# Identity Federation

## Overview of the Identity Federation <a href="#overview-of-the-identity-federation" id="overview-of-the-identity-federation"></a>

Federated identity management is an arrangement that can be made between two or more trust domains, to allow users of these trust domains to access applications and services using the same digital identity. An identity such as this is known as federated identity and the use of such a solution pattern is known as identity federation.

Federated identity management is built upon the basis of trust between two or more domains. For example, a trust domain can be a partner organization, a business unit, a subsidiary, etc.

## Identity federation provides the following benefits <a href="#identity-federation-provides-the-following-benefits" id="identity-federation-provides-the-following-benefits"></a>

1. Users are required to remember only one set of credentials which provides a seamless user experience.
2. Single sign-on is supported in most implementations.
3. Avoids administrative overhead by delegating account and password management responsibilities to the resident identity provider, instead of having multiple identity silos to be managed.
4. Simplifies data management and storage costs.
5. Avoids privacy and compliance burdens.

## Use cases of federated identity management  <a href="#use-cases-of-federated-identity-management" id="use-cases-of-federated-identity-management"></a>

1. Provide access to users from supplier, distributor, and partner networks.
2. Provide access to new users outside the traditional organization perimeter after mergers and acquisitions.
3. Provide access to users from commercial identity providers like banks, for example, Third Party Payment Providers (TPPs) in PSD2.
4. Provide access to citizens using national identity provider, for example, DigiD, Emirates ID, etc.
5. Provide access to users who own a public organization ID, for example, ORCID ID.
6. Social Login (sign-up/sign-in/connect), for example, Facebook, Google, LinkedIn, etc.
7. As a temporary arrangement for supporting transitioning between IAM systems.

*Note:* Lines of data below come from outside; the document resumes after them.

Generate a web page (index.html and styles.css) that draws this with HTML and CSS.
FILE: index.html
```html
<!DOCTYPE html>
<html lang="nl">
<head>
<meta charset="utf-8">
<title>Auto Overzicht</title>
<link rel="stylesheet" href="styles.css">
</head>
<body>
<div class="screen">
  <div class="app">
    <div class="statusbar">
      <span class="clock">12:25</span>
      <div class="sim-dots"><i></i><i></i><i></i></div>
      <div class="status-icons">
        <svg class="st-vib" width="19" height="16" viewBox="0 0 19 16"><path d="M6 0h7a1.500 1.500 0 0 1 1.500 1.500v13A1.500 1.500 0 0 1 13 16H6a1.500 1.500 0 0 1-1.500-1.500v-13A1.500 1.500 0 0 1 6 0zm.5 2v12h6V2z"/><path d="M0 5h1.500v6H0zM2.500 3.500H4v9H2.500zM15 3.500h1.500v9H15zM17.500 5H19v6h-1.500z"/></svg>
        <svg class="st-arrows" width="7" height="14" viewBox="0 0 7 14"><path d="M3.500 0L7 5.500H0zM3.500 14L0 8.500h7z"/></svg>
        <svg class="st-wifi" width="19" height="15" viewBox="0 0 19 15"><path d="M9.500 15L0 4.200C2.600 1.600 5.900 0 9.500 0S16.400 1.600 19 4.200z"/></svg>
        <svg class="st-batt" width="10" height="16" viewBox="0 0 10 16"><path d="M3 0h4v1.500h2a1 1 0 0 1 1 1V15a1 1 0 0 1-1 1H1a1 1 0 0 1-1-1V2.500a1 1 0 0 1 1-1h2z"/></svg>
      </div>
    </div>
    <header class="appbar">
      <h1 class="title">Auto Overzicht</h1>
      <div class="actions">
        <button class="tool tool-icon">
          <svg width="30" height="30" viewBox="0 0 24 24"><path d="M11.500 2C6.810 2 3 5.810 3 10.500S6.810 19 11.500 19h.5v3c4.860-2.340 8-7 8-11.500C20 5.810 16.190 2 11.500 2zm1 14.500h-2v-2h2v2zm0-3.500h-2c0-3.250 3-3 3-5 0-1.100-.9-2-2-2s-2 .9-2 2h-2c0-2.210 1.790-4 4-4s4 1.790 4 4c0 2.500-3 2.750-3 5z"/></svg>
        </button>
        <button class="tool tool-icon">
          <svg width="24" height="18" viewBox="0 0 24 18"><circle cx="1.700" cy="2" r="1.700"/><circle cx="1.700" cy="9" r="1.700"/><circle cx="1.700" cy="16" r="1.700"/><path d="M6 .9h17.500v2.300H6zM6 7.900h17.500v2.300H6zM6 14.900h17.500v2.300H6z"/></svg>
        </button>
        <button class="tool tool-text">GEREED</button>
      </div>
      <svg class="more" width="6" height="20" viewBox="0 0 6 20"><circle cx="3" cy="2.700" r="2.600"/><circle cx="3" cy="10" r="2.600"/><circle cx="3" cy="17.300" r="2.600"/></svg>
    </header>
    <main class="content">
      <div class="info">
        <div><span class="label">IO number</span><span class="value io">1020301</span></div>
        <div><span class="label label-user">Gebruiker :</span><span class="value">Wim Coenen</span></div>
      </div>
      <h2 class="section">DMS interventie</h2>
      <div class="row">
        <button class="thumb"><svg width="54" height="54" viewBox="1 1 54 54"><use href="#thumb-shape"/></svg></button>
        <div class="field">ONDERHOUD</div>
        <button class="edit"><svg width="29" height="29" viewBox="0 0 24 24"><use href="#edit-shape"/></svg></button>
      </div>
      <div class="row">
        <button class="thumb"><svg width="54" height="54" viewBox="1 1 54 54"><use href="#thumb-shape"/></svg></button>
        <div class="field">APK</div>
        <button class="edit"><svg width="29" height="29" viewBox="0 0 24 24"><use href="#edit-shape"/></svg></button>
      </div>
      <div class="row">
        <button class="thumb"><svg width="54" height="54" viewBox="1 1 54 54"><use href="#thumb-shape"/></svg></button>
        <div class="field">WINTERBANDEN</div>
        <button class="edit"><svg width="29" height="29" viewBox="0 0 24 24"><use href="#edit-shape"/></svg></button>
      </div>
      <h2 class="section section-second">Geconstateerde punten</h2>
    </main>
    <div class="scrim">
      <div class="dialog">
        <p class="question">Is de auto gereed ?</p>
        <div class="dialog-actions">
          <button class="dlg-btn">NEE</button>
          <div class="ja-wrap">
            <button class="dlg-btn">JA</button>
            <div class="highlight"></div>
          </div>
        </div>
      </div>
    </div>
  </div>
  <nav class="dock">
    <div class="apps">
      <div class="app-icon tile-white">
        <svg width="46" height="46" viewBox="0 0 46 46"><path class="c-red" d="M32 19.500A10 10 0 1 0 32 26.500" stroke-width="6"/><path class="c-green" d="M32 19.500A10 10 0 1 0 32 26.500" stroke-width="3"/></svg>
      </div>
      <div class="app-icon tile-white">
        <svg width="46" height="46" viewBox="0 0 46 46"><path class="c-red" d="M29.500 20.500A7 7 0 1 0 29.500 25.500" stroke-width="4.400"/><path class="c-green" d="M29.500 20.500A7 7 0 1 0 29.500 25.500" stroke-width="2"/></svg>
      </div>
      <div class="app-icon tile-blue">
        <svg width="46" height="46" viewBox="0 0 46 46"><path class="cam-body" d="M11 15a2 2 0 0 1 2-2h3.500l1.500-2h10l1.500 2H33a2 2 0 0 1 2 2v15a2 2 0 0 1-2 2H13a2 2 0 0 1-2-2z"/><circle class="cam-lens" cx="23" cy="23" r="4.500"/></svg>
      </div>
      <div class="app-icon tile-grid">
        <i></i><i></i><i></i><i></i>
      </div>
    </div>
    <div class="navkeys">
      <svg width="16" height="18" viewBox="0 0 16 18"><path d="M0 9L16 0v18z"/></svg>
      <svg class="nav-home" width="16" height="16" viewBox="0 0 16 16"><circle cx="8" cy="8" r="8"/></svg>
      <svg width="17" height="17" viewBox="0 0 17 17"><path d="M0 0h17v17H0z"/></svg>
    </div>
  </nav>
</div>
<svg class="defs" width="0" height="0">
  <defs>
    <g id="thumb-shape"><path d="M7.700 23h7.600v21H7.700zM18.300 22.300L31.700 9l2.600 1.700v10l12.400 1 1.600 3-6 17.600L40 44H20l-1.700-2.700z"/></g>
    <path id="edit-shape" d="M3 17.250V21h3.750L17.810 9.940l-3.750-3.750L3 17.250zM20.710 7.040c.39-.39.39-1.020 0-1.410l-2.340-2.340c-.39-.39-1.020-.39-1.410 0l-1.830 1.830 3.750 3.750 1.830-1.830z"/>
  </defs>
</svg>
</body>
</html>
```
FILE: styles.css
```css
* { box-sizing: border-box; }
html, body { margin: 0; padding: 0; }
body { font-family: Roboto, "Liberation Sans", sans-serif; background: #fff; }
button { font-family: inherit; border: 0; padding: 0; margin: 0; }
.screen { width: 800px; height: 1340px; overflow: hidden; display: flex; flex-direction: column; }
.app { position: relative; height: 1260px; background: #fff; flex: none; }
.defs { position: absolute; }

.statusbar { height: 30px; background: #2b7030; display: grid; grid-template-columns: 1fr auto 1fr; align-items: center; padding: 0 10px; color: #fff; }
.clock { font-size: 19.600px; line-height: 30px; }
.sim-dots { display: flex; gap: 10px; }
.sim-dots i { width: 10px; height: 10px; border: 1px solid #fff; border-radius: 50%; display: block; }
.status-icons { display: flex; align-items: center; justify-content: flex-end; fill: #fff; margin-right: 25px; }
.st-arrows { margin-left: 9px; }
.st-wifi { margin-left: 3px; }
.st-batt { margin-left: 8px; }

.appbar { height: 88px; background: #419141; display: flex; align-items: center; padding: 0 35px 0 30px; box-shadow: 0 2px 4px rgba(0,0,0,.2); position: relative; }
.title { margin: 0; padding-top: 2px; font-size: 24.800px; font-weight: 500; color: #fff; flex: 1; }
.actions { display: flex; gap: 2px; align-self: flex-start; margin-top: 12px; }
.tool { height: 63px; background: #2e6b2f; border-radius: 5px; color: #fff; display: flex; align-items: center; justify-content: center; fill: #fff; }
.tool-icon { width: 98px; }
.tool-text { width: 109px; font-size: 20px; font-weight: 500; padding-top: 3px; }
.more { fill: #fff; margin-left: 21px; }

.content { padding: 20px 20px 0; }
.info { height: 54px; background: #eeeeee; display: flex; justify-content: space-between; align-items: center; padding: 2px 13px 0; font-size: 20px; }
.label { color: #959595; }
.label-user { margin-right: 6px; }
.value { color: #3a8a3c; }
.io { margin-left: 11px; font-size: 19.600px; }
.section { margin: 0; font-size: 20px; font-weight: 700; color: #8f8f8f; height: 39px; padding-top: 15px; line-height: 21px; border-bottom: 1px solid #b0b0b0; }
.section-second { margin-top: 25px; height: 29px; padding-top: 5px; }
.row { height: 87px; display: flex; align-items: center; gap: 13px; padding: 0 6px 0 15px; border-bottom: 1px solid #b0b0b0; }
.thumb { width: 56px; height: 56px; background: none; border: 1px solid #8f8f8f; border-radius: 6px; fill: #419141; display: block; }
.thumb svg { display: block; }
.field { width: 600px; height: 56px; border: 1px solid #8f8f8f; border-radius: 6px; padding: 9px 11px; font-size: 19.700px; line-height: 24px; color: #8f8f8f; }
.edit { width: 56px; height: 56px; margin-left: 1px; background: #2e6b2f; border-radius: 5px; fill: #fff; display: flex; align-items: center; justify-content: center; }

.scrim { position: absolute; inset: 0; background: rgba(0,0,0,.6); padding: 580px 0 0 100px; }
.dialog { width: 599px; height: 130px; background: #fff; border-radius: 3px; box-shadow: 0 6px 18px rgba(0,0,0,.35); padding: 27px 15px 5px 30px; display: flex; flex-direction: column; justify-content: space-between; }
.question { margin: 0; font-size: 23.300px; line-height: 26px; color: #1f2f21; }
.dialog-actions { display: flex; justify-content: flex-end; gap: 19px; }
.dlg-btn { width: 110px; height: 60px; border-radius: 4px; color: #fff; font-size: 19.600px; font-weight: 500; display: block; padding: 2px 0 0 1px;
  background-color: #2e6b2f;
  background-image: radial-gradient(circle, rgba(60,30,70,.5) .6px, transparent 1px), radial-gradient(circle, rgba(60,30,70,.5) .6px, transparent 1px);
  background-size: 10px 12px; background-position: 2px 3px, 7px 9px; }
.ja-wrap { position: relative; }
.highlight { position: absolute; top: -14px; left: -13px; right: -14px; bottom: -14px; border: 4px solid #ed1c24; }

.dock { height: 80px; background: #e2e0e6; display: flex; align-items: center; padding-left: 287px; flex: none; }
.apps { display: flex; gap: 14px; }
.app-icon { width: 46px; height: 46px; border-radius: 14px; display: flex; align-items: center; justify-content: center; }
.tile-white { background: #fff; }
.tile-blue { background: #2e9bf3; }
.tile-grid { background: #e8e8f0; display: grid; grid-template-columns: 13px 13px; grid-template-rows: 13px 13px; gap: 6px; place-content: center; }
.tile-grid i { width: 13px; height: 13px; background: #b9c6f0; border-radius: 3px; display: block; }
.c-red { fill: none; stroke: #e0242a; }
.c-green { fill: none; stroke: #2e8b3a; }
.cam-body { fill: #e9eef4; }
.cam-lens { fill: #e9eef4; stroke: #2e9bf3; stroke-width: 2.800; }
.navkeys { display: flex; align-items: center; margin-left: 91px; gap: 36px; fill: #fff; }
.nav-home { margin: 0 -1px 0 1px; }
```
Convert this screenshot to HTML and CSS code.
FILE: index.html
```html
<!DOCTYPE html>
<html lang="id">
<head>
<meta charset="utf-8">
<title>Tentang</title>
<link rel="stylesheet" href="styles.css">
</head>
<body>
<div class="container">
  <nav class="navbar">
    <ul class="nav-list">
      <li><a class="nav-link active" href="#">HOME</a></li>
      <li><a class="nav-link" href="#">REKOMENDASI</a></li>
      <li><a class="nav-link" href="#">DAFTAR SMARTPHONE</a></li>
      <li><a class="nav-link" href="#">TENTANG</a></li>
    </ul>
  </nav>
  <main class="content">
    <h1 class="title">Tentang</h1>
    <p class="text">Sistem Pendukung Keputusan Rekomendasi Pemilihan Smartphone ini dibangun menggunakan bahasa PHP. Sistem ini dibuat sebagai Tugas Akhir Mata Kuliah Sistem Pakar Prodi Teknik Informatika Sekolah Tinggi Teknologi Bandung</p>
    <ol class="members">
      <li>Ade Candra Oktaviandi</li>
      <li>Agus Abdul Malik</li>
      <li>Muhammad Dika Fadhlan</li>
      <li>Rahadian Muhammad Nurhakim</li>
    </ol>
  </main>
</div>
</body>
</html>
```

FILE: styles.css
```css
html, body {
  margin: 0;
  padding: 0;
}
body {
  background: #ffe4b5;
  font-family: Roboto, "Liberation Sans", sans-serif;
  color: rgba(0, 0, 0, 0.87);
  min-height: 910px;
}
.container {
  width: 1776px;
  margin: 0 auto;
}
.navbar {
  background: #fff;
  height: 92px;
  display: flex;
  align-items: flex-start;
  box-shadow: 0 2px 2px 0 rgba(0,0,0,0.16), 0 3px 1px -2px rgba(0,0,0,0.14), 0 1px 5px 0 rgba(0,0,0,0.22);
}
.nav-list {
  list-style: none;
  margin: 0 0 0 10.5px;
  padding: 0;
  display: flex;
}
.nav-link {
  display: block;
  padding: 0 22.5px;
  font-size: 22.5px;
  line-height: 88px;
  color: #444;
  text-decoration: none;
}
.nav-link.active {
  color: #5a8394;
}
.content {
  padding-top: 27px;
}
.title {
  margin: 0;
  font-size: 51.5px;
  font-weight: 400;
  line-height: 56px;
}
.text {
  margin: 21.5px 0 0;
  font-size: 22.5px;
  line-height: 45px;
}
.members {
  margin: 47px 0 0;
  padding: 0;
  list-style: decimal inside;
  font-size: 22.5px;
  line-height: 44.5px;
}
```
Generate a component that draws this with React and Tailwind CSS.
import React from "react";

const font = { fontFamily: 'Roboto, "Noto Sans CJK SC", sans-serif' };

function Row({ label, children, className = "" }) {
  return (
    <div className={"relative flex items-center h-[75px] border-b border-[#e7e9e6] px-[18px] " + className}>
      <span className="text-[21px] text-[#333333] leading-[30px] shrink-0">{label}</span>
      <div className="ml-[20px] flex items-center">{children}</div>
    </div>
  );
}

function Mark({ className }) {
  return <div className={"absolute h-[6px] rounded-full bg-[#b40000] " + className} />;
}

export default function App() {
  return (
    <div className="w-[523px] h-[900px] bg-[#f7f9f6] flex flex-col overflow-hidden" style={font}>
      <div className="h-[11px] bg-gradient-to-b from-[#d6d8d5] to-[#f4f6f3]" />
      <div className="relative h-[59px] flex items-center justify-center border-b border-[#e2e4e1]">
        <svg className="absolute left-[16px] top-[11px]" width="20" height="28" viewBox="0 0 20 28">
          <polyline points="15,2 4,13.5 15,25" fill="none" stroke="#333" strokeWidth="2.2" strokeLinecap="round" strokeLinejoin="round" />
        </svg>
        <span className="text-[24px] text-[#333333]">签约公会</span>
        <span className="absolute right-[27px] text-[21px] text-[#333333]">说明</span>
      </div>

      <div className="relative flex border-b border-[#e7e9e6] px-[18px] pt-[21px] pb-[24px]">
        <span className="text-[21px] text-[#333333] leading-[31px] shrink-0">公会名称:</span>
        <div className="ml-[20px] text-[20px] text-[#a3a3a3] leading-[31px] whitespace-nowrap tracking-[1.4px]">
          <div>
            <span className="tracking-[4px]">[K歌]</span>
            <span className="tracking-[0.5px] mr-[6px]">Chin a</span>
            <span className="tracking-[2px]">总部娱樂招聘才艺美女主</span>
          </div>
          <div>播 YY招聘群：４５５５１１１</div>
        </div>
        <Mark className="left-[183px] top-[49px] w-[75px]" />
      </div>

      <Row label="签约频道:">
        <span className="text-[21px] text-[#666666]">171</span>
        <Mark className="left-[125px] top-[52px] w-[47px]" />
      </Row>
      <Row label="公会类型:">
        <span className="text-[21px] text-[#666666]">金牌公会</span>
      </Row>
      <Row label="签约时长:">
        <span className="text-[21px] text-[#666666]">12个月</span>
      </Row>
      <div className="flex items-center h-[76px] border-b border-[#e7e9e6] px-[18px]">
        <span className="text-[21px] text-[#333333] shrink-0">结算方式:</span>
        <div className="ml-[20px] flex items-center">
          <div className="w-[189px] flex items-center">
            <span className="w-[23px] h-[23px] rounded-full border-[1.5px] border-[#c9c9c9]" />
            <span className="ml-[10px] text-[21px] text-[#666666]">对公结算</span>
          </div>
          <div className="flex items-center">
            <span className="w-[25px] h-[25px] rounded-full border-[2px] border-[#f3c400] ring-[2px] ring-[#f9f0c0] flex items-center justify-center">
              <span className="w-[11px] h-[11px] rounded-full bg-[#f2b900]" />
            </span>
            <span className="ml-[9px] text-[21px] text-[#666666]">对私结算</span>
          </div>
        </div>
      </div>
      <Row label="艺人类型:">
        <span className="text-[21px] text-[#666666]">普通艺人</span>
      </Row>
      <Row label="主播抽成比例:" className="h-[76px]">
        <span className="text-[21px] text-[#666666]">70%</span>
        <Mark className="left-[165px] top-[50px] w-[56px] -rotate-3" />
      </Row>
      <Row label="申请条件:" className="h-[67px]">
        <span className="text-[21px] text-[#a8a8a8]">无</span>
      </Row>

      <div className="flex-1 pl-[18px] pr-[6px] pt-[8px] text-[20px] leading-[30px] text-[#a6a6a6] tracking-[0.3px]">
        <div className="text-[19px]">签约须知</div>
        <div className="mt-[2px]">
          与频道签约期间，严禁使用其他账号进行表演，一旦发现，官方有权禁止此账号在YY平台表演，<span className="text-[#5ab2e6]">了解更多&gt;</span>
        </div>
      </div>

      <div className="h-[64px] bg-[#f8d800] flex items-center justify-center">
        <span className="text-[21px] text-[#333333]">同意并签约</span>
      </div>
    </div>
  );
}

## Identity federation with WSO2 Identity Server <a href="#identity-federation-with-wso2-identity-server" id="identity-federation-with-wso2-identity-server"></a>

WSO2 Identity Server act as a proxy server to connect to the Service Providers to the external Identity Providers in different trusted domains.

The important things is, there can be many IDPs which support different protocols and the service provider will communicate in another protocol. So here we need to have a protocol bridge to transform from protocol to another. The WSO2 Identity Server has that feature and it is very easy bridge any protocol to another over the authentication flow.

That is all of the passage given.